Novel prehospital triage scale for detecting large vessel occlusion and its cause
Journal of the American Heart Association Aug 26, 2021
Wang J, Gong X, Zhong W, et al. - Researchers designed a 4‐item Stroke Scale (4I‐SS) based on the items of National Institutes of Health Stroke Scale and medical history and identified it as an effective and simple tool to identify large vessel occlusion stroke (LVOS) and its cause.
The derivation and validation cohort included 1,630 and 11 440 patients, respectively.
Gaze, level of consciousness, arm weakness, and atrial fibrillation were incorporated in the 4I‐SS.
In the validation cohort, the 4I‐SS ≥ 4 had Youden Index, area under the curve, sensitivity, specificity, positive predictive value, negative predictive value, and accuracy to predict LVOS of 0.494, 0.800, 0.657, 0.837, 0.600, 0.868, and 0.788, respectively, and the 4I‐SS ≥ 7 had values of 0.200, 0.669, 0.229, 0.971, 0.066, 0.974, and 0.899, respectively, to predict basilar artery occlusion.

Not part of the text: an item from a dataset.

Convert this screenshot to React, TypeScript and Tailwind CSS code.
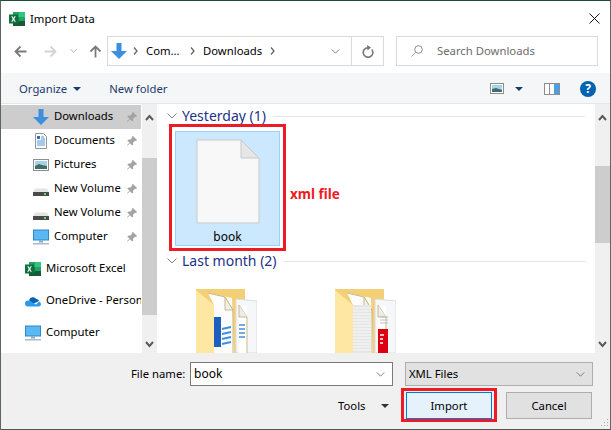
import React from "react";

const Pin = () => (
  <svg width="12" height="12" viewBox="0 0 12 12" className="shrink-0">
    <path d="M7 1l4 4-1 1-1-.3-2 2 .2 1.800-1 1L4 8.200 1.500 10.800 1 10.300 3.500 7.800 1.300 5.500l1-1 1.800.2 2-2L6 1.700z" fill="#a3a3a3" />
  </svg>
);

const ExcelIcon = () => (
  <svg width="16" height="16" viewBox="0 0 16 16" className="shrink-0">
    <rect x="4" y="1" width="12" height="14" fill="#21a366" />
    <rect x="10" y="1" width="6" height="5" fill="#33c481" />
    <rect x="4" y="6" width="6" height="5" fill="#107c41" />
    <rect x="10" y="10" width="6" height="5" fill="#185c37" />
    <rect x="4" y="11" width="6" height="4" fill="#185c37" />
    <rect x="0" y="3.500" width="9" height="9" fill="#0f703b" />
    <path d="M2.200 5.200h1.300l1 1.800 1-1.800h1.300L5.200 8l1.600 2.800H5.500l-1-1.900-1 1.900H2.200L3.800 8z" fill="#fff" />
  </svg>
);

const DownArrow = ({ w = 16 }: { w?: number }) => (
  <svg width={w} height={w} viewBox="0 0 16 16" className="shrink-0">
    <path d="M5.500 0h5v8H16l-8 8-8-8h5.500z" fill="#3a8fe0" />
  </svg>
);

const DocIcon = () => (
  <svg width="16" height="16" viewBox="0 0 16 16" className="shrink-0">
    <path d="M2.500.5h8l3 3v12h-11z" fill="#fff" stroke="#8f97a0" />
    <path d="M4 3h3v3H4z" fill="#2f6fc0" />
    <path d="M8 4h3M8 6h4M4 8h8M4 10h8M4 12h8" stroke="#4f93d8" />
  </svg>
);

const PicIcon = () => (
  <svg width="16" height="16" viewBox="0 0 16 16" className="shrink-0">
    <rect x=".5" y="2.500" width="15" height="11" fill="#fff" stroke="#8e8e8e" />
    <rect x="2" y="4" width="12" height="8" fill="#a9d0ee" />
    <path d="M2 9l4-2 3 1 5 1v3H2z" fill="#3f6f63" />
  </svg>
);

const DriveIcon = () => (
  <svg width="16" height="16" viewBox="0 0 16 16" className="shrink-0">
    <path d="M2 7.500h12l2 3.500H0z" fill="#e4e4e4" />
    <rect x="0" y="11" width="16" height="4" fill="#4a4a4a" />
    <rect x="11" y="12" width="2" height="2" fill="#4be05a" />
  </svg>
);

const PcIcon = () => (
  <svg width="16" height="16" viewBox="0 0 16 16" className="shrink-0">
    <rect x=".5" y="1" width="15" height="10" fill="#5bb8f0" stroke="#2f86c8" />
    <rect x="6" y="11.500" width="4" height="2" fill="#8eaabf" />
    <rect x="0" y="14" width="16" height="1.500" fill="#a9bccb" />
  </svg>
);

const CloudIcon = () => (
  <svg width="16" height="16" viewBox="0 0 16 16" className="shrink-0">
    <path d="M4 7.500a4 4 0 0 1 7.300-1.500A3 3 0 0 1 14 8l-6 3z" fill="#0a5fb8" />
    <path d="M3 13.500a3 3 0 0 1 0-6c2 0 3.500 1 5 2.500l3 1.500 3-3a2.700 2.700 0 0 1 2 2.500c0 1.500-1 2.500-2.500 2.500z" fill="#2a9be8" />
  </svg>
);

const Chev = ({ up, color = "#5a5a5a" }: { up?: boolean; color?: string }) => (
  <svg width="9" height="7" viewBox="0 0 9 7">
    <path d={up ? "M1 6l3.500-4L8 6" : "M1 1l3.500 4L8 1"} fill="none" stroke={color} strokeWidth="2" />
  </svg>
);

const ThinChev = ({ w = 10, h = 6, color = "#777" }: { w?: number; h?: number; color?: string }) => (
  <svg width={w} height={h} viewBox="0 0 10 6" className="shrink-0">
    <path d="M.5.500L5 5 9.500.5" fill="none" stroke={color} />
  </svg>
);

const Crumb = () => (
  <svg width="5" height="8" viewBox="0 0 5 8" className="shrink-0">
    <path d="M1 .5L4 4 1 7.500" fill="none" stroke="#666" strokeWidth="1.300" />
  </svg>
);

const Caret = ({ color = "#1c3a6e" }: { color?: string }) => (
  <svg width="8" height="4" viewBox="0 0 8 4" className="shrink-0">
    <path d="M0 0h8L4 4z" fill={color} />
  </svg>
);

const NavArrow = ({ dir, color }: { dir: "l" | "r" | "u"; color: string }) => (
  <svg width="13" height="13" viewBox="0 0 13 13" className="shrink-0">
    {dir === "l" && <path d="M12.500 6.500H1.500M6.500 1.500l-5 5 5 5" fill="none" stroke={color} strokeWidth="1.800" />}
    {dir === "r" && <path d="M.5 6.500h11M6.500 1.500l5 5-5 5" fill="none" stroke={color} strokeWidth="1.800" />}
    {dir === "u" && <path d="M6.500 12.500v-11M1.500 6.500l5-5 5 5" fill="none" stroke={color} strokeWidth="1.800" />}
  </svg>
);

const SideRow = ({ icon, label, pin, selected, flat }: { icon: React.ReactNode; label: string; pin?: boolean; selected?: boolean; flat?: boolean }) => (
  <div className={`flex h-6 items-center shrink-0 ${flat ? "pl-[24px]" : "pl-[32px]"} ${selected ? "bg-[#cdcdcd]" : ""}`}>
    {icon}
    <span className="ml-[5px] mb-[2px] whitespace-nowrap flex-1 leading-[16px]">{label}</span>
    {pin && <span className="mr-[3px] ml-1"><Pin /></span>}
  </div>
);

const GroupHeader = ({ label, lineWidth }: { label: string; lineWidth: string }) => (
  <div className="flex items-center h-5 pl-[9px]">
    <ThinChev color="#808080" />
    <span className="ml-[5px] text-[14px] text-[#1e3287] whitespace-nowrap leading-[20px]">{label}</span>
    <div className={`ml-[7px] h-px bg-[#e5e5e5] ${lineWidth}`} />
  </div>
);

const Folder = ({ kind }: { kind: "word" | "pdf" }) => (
  <svg width="61" height="64" viewBox="0 0 61 64" className="shrink-0">
    {/* back of the folder */}
    <path d="M0 0h49v64H0z" fill="#f3cf75" />
    {/* rear sheet */}
    <path d="M40 10l21 2v52H40z" fill="#f6f7f8" stroke="#dcdcdc" />
    <path d="M43 16l8 1v47h-8z" fill="#ffffff" />
    <path d="M43 16l8 12v36" fill="none" stroke="#c9b98a" />
    <path d="M43 16v12h8" fill="#ececec" stroke="#c9b98a" />
    {/* front sheet */}
    <path d="M12 4l24 5 2 55H18V16z" fill="#fcfcfc" />
    <path d="M12 4l17 4 8 13v43" fill="none" stroke="#c9b98a" />
    <path d="M29 8v13h8z" fill="#efefef" stroke="#c9b98a" />
    {/* front flap of the folder */}
    <path d="M0 1l18 15v48H0z" fill="#fde7a3" />
    {kind === "word" ? (
      <>
        <rect x="18" y="28" width="7" height="30" fill="#1d5fbf" />
        <path d="M26 40l9-2M26 45l9-2M26 50l9-2M26 55l9-2" stroke="#3d8fdc" strokeWidth="1.800" />
        <path d="M43 36h6M43 40h6M43 44h6M43 48h6" stroke="#4a90d9" strokeWidth="1.600" />
      </>
    ) : (
      <>
        <path d="M18 16h18v48H18z" fill="#e6e6e6" />
        <path d="M18 19h18M18 22h18M18 25h18M18 28h18M18 31h18M18 34h18M18 37h18M18 40h18M18 43h18M18 46h18M18 49h18M18 52h18M18 55h18M18 58h18M18 61h18" stroke="#f8f8f8" />
        <path d="M45 28h8M45 31h8M45 34h8" stroke="#bdbdbd" />
        <rect x="43" y="40" width="10" height="24" fill="#dd0010" />
        <path d="M45 46h4M45 50h3M45 54h3" stroke="#fff" strokeWidth="1.500" />
      </>
    )}
  </svg>
);

export default function App() {
  return (
    <div className="relative flex h-[430px] w-[611px] flex-col overflow-hidden border border-t-[#1d4d38] border-l-[#5c6660] border-r-[#666] border-b-[#555] bg-white text-[11.3px] text-black [font-family:'Noto_Sans',sans-serif] leading-[16px]">
      {/* Title bar */}
      <div className="flex h-[35px] shrink-0 items-center pl-2 pr-[10px]">
        <ExcelIcon />
        <span className="ml-[5px] flex-1">Import Data</span>
        <svg width="11" height="11" viewBox="0 0 11 11">
          <path d="M.5.500l10 10M10.500.5l-10 10" stroke="#111" strokeWidth="1" fill="none" />
        </svg>
      </div>

      {/* Navigation */}
      <div className="flex h-[37px] shrink-0 items-start">
        <div className="flex h-[30px] w-[106px] items-center pl-[13px]">
          <NavArrow dir="l" color="#7a7a7a" />
          <span className="ml-[17px]"><NavArrow dir="r" color="#d4d4d4" /></span>
          <span className="ml-[13px]"><ThinChev w={7} h={4} color="#8a8a8a" /></span>
          <span className="ml-[12px]"><NavArrow dir="u" color="#7a7a7a" /></span>
        </div>
        <div className="flex h-[30px] w-[277px] items-center border border-[#d9d9d9] pl-[3px]">
          <DownArrow />
          <span className="ml-[6px]"><Crumb /></span>
          <span className="ml-[8px] w-[36px]">Com...</span>
          <span className="ml-[8px]"><Crumb /></span>
          <span className="ml-[8px]">Downloads</span>
          <span className="ml-[8px]"><Crumb /></span>
          <span className="ml-auto mr-[11px]"><ThinChev w={9} h={5} color="#666" /></span>
          <div className="flex h-full w-[32px] items-center justify-center border-l border-[#d9d9d9]">
            <svg width="12" height="13" viewBox="0 0 12 13">
              <path d="M9.800 4.500A4.800 4.800 0 1 1 6 2.700" fill="none" stroke="#777" strokeWidth="1.600" />
              <path d="M5 0l4 2.500L5.500 5.500z" fill="#777" />
            </svg>
          </div>
        </div>
        <div className="ml-[12px] flex h-[30px] w-[202px] items-center border border-[#d9d9d9] pl-[14px] text-[#6d6d6d]">
          <svg width="12" height="12" viewBox="0 0 12 12" className="shrink-0">
            <circle cx="7.500" cy="4.500" r="3.800" fill="none" stroke="#8a8a8a" />
            <path d="M4.800 7.300L.5 11.500" stroke="#b38ca0" />
          </svg>
          <span className="ml-[14px]">Search Downloads</span>
        </div>
      </div>

      {/* Toolbar */}
      <div className="flex h-[30px] shrink-0 items-center bg-[#f5f6f7] pl-[18px] pt-px text-[#1c3a6e]">
        <span>Organize</span>
        <span className="ml-[6px]"><Caret /></span>
        <span className="ml-[28px]">New folder</span>
        <div className="ml-auto flex items-center pr-[14px]">
          <svg width="14" height="11" viewBox="0 0 14 11" className="shrink-0">
            <rect x=".5" y=".5" width="13" height="10" fill="#fff" stroke="#8e8e8e" />
            <rect x="2" y="2" width="10" height="7" fill="#a9d0ee" />
            <path d="M2 6l4-1 6 2v2H2z" fill="#3f6f63" />
          </svg>
          <span className="ml-[11px]"><Caret /></span>
          <svg width="16" height="12" viewBox="0 0 16 12" className="ml-[21px] shrink-0">
            <rect x=".5" y=".5" width="15" height="11" fill="#fff" stroke="#8c8c8c" />
            <rect x="10" y="1" width="5" height="10" fill="#4a9fe8" />
            <rect x="5" y="1" width="1" height="10" fill="#8c8c8c" />
          </svg>
          <div className="ml-[20px] flex h-4 w-4 items-center justify-center rounded-full bg-[#0063b1] text-[12px] font-bold text-white">?</div>
        </div>
      </div>

      {/* Main */}
      <div className="flex h-[250px] shrink-0 border-t border-[#e6e6e6]">
        {/* Sidebar */}
        <div className="flex w-[140px] shrink-0 flex-col overflow-hidden pt-px">
          <SideRow icon={<DownArrow />} label="Downloads" pin selected />
          <SideRow icon={<DocIcon />} label="Documents" pin />
          <SideRow icon={<PicIcon />} label="Pictures" pin />
          <SideRow icon={<DriveIcon />} label="New Volume" pin />
          <SideRow icon={<DriveIcon />} label="New Volume" pin />
          <SideRow icon={<PcIcon />} label="Computer" pin />
          <div className="h-2 shrink-0" />
          <SideRow icon={<ExcelIcon />} label="Microsoft Excel" flat />
          <div className="h-2 shrink-0" />
          <SideRow icon={<CloudIcon />} label="OneDrive - Personal" flat />
          <div className="h-2 shrink-0" />
          <SideRow icon={<PcIcon />} label="Computer" flat />
        </div>
        {/* Sidebar scrollbar */}
        <div className="ml-px flex w-[15px] shrink-0 flex-col bg-[#f0f0f0]">
          <div className="flex h-[54px] justify-center pt-[10px]"><Chev up /></div>
          <div className="h-[157px] bg-[#cdcdcd]" />
          <div className="mt-auto flex justify-center pb-[5px]"><Chev /></div>
        </div>
        {/* Content */}
        <div className="ml-px flex min-w-0 flex-1 flex-col pt-[2px]">
          <GroupHeader label="Yesterday (1)" lineWidth="w-[312px]" />
          <div className="ml-[17px] mt-[5px] flex h-[116px] w-[105px] flex-col items-center border border-[#99d1ff] bg-[#cce8ff]">
            <svg width="64" height="86" viewBox="0 0 64 86" className="mt-[7px] shrink-0">
              <path d="M1 1h44l18 18v65H1z" fill="#f8f8f8" stroke="#c9c9c9" />
              <path d="M45 1v18h18z" fill="#e6e6e6" stroke="#c9c9c9" />
            </svg>
            <span className="mt-[4px] text-[12px]">book</span>
          </div>
          <div className="mt-[5px]"><GroupHeader label="Last month (2)" lineWidth="w-[302px]" /></div>
          <div className="ml-[38px] mt-[18px] flex gap-[78px]">
            <Folder kind="word" />
            <Folder kind="pdf" />
          </div>
        </div>
        {/* Main scrollbar */}
        <div className="flex w-[15px] shrink-0 flex-col bg-[#f0f0f0]">
          <div className="flex h-[62px] justify-center pt-[10px]"><Chev up /></div>
          <div className="h-[77px] bg-[#cdcdcd]" />
          <div className="mt-auto flex justify-center pb-[5px]"><Chev /></div>
        </div>
      </div>

      {/* Bottom */}
      <div className="flex flex-1 flex-col bg-[#f0f0f0] pt-[9px]">
        <div className="flex items-center">
          <span className="ml-[130px] w-[59px]">File name:</span>
          <div className="flex h-6 w-[203px] items-center border border-[#7a7a7a] bg-white pl-[3px] pr-[7px]">
            <span className="flex-1 text-[12px]">book</span>
            <ThinChev w={9} h={5} color="#666" />
          </div>
          <div className="ml-[12px] flex h-6 w-[188px] items-center border border-[#adadad] bg-[#e1e1e1] pl-[3px] pr-[7px]">
            <span className="flex-1">XML Files</span>
            <ThinChev w={9} h={5} color="#666" />
          </div>
        </div>
        <div className="mt-[6px] flex items-center">
          <span className="ml-[337px] w-[28px]">Tools</span>
          <span className="ml-[15px]"><Caret color="#333" /></span>
          <div className="ml-[17px] flex h-[27px] w-[86px] items-center justify-center border border-[#0078d7] bg-[#e5f1fb]">Import</div>
          <div className="ml-[14px] flex h-[27px] w-[86px] items-center justify-center border border-[#adadad] bg-[#e1e1e1]">Cancel</div>
        </div>
      </div>

      {/* Annotations */}
      <div className="absolute left-[168px] top-[123px] h-[127px] w-[117px] border-[3px] border-[#ed1c24]" />
      <span className="absolute left-[289px] top-[184px] text-[13.5px] leading-[18px] font-bold text-[#ed1c24]">xml file</span>
      <div className="absolute left-[400px] top-[387px] h-[34px] w-[96px] border-[3px] border-[#ed1c24]" />
      <svg width="10" height="10" viewBox="0 0 10 10" className="absolute bottom-[1px] right-[1px]">
        <path d="M8 1h1v1H8zM5 4h1v1H5zM8 4h1v1H8zM2 7h1v1H2zM5 7h1v1H5zM8 7h1v1H8z" fill="#a8a8a8" />
      </svg>
    </div>
  );
}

Relative to previously published scales, higher Youden Index and area under the curve were generated for predicting LVOS.
When the 4I‐SS score, including atrial fibrillation, was ≥ 6, its accuracy was 0.922 for predicting whether cardiogenic embolism was the cause, and when it was ≥ 7, its accuracy was 0.590 for predicting that the occluded vessel was intracranial internal carotid artery or M1 segment of the middle cerebral artery.